Laura’s return to the UK was partly prompted by being offered the job at Garsington and partly by her and her husband’s wish to have their children educated in the UK. Mike no longer has to worry about a Green Card and has an administrative job at a university, and the children like their schools and being near their grandparents.
Laura loves working for Garsington Opera at Wormsley and said that one of her great pleasures is driving through the grounds to get to her office – grounds that are the size of a small country like Lichtenstein. Because she works with a small team, she is heavily involved in every aspect of planning the season and producing the operas. ”We have a meeting every week all of us from the head of the catering staff to our artistic director, all the artistic and administrative people, and the floor is open to all suggestions. We all take pride in every aspect of the Garsington experience. You know, we were recently praised for being the best opera company for food too! You definitely need to try our restaurant.”

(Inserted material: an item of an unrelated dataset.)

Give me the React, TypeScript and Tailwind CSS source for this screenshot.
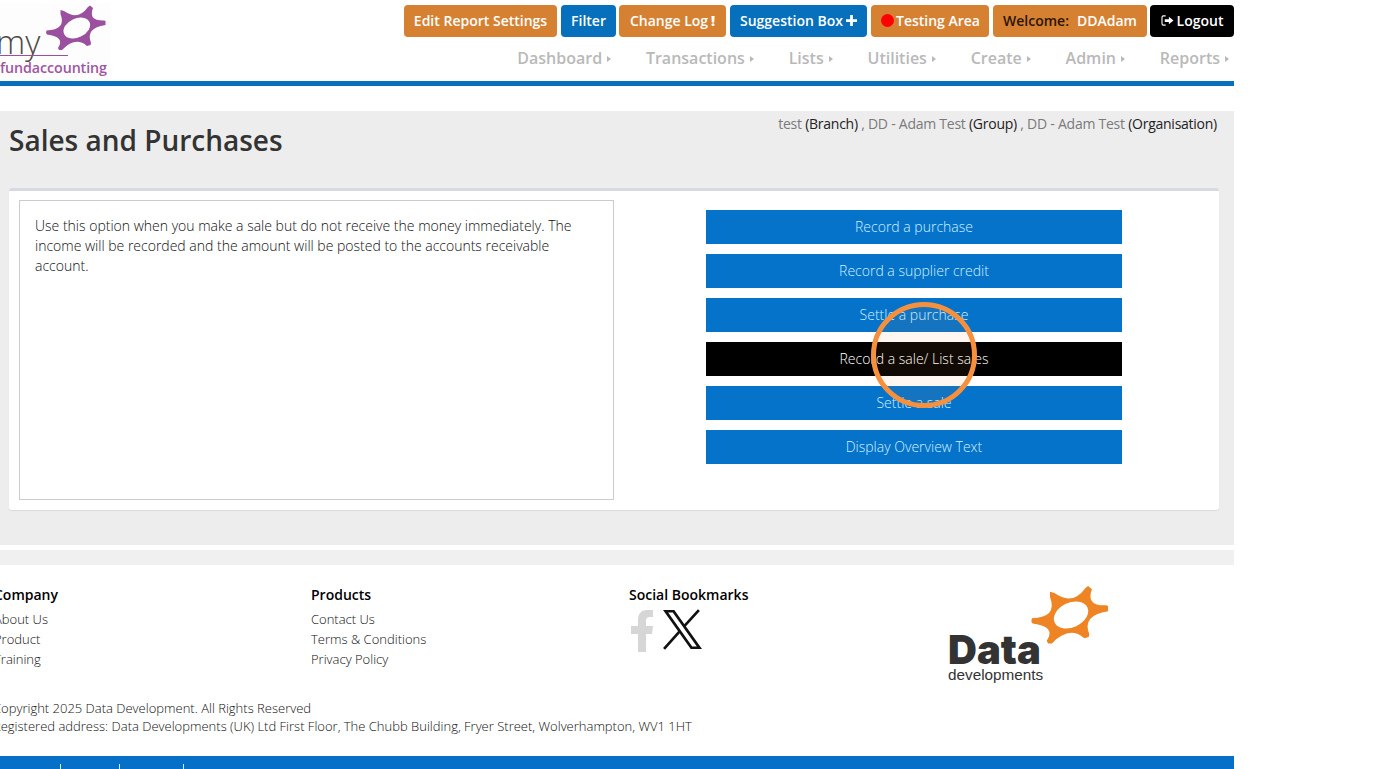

This summer Garsington has Miah Persson coming to sing the Countess in Richard Strauss’s Capriccio, a production shared with the spectacular Santa Fe opera. The Philharmonia Orchestra has a five-year deal to do one opera each summer, and this year –after a very successful Pélleas and Mélisande last year – it will be Verdi’s astonishing comedy of his old age, Falstaff. Add a Magic Flute production directed by Netia Jones that looks at the world of the Masons against the world of the Catholic Church, along with that new opera by David Sawer, and you can see that this is going to be another interesting season. And Laura Canning is heavily involved in planning ahead to 2021 already.